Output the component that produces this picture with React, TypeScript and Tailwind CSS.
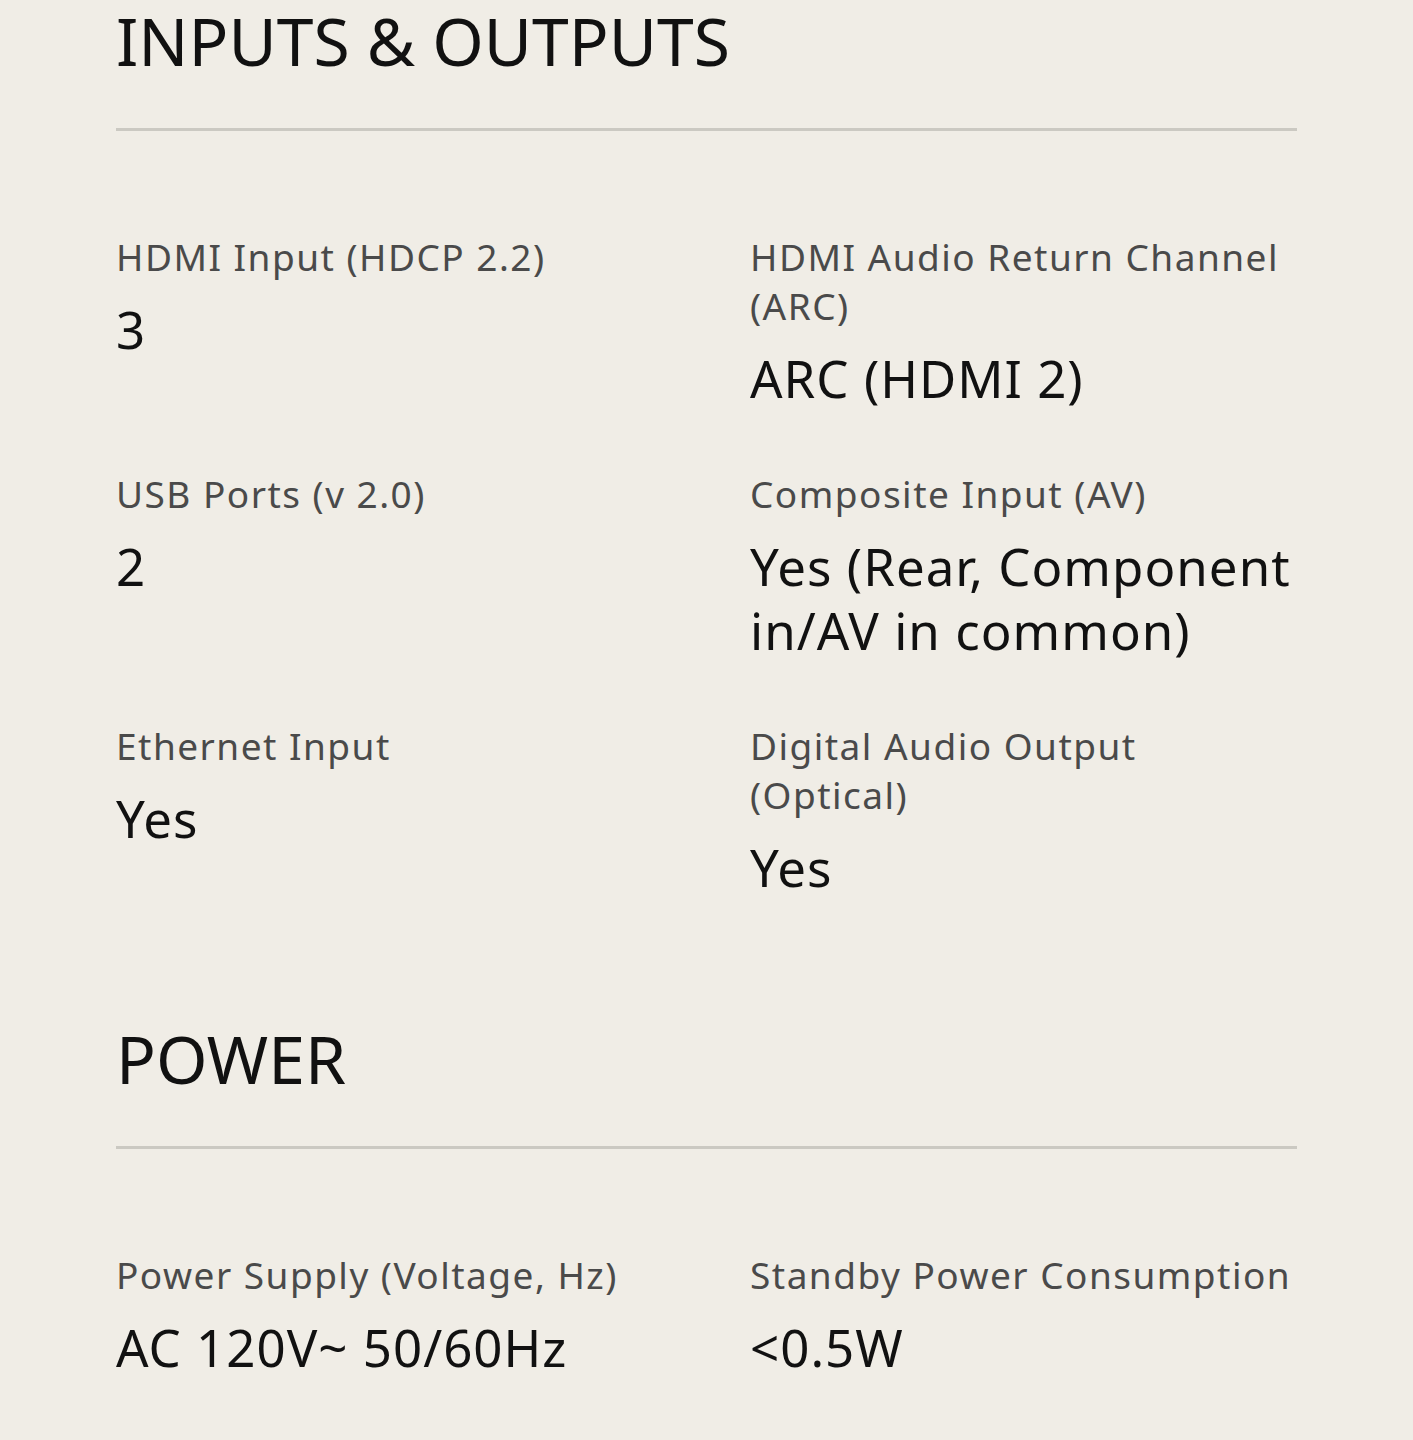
const SECTIONS: { title: string; specs: { label: string; value: string }[] }[] = [
  {
    title: 'INPUTS & OUTPUTS',
    specs: [
      { label: 'HDMI Input (HDCP 2.2)', value: '3' },
      { label: 'HDMI Audio Return Channel (ARC)', value: 'ARC (HDMI 2)' },
      { label: 'USB Ports (v 2.0)', value: '2' },
      { label: 'Composite Input (AV)', value: 'Yes (Rear, Component in/AV in common)' },
      { label: 'Ethernet Input', value: 'Yes' },
      { label: 'Digital Audio Output (Optical)', value: 'Yes' },
    ],
  },
  {
    title: 'POWER',
    specs: [
      { label: 'Power Supply (Voltage, Hz)', value: 'AC 120V~ 50/60Hz' },
      { label: 'Standby Power Consumption', value: '<0.5W' },
    ],
  },
];

export default function App() {
  return (
    <div className="min-h-[1440px] bg-[#f0ede6] px-[116px] pb-16 font-['Noto_Sans',sans-serif] text-[#111]">
      {SECTIONS.map((section, i) => (
        <section key={section.title} className={i > 0 ? 'mt-[119px]' : ''}>
          {/* Section title + rule */}
          <h2 className="pt-px text-[66px] leading-[79px] font-normal text-[#111]">{section.title}</h2>
          <div className="mt-[48px] h-[3px] w-[1181px] bg-[#cbc9c2]" />

          <div className="mt-[101px] grid w-[1181px] grid-cols-2 gap-x-[87px] gap-y-[59px]">
            {section.specs.map((s) => (
              <div key={s.label}>
                <p className="text-[37px] leading-[49px] tracking-[0.04em] text-[#4a4a4a]">{s.label}</p>
                <p className="mt-4 text-[51px] leading-[64px] tracking-[0.02em] text-[#111]">{s.value}</p>
              </div>
            ))}
          </div>
        </section>
      ))}
    </div>
  );
}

### [Written task]
In this exercise, set down all of the data exactly, without the pictures.

### [Response to this task]
Output the component that produces this picture with React, TypeScript and Tailwind CSS.
const SECTIONS: { title: string; specs: { label: string; value: string }[] }[] = [
  {
    title: 'INPUTS & OUTPUTS',
    specs: [
      { label: 'HDMI Input (HDCP 2.2)', value: '3' },
      { label: 'HDMI Audio Return Channel (ARC)', value: 'ARC (HDMI 2)' },
      { label: 'USB Ports (v 2.0)', value: '2' },
      { label: 'Composite Input (AV)', value: 'Yes (Rear, Component in/AV in common)' },
      { label: 'Ethernet Input', value: 'Yes' },
      { label: 'Digital Audio Output (Optical)', value: 'Yes' },
    ],
  },
  {
    title: 'POWER',
    specs: [
      { label: 'Power Supply (Voltage, Hz)', value: 'AC 120V~ 50/60Hz' },
      { label: 'Standby Power Consumption', value: '<0.5W' },
    ],
  },
];

export default function App() {
  return (
    <div className="min-h-[1440px] bg-[#f0ede6] px-[116px] pb-16 font-['Noto_Sans',sans-serif] text-[#111]">
      {SECTIONS.map((section, i) => (
        <section key={section.title} className={i > 0 ? 'mt-[119px]' : ''}>
          {/* Section title + rule */}
          <h2 className="pt-px text-[66px] leading-[79px] font-normal text-[#111]">{section.title}</h2>
          <div className="mt-[48px] h-[3px] w-[1181px] bg-[#cbc9c2]" />

          <div className="mt-[101px] grid w-[1181px] grid-cols-2 gap-x-[87px] gap-y-[59px]">
            {section.specs.map((s) => (
              <div key={s.label}>
                <p className="text-[37px] leading-[49px] tracking-[0.04em] text-[#4a4a4a]">{s.label}</p>
                <p className="mt-4 text-[51px] leading-[64px] tracking-[0.02em] text-[#111]">{s.value}</p>
              </div>
            ))}
          </div>
        </section>
      ))}
    </div>
  );
}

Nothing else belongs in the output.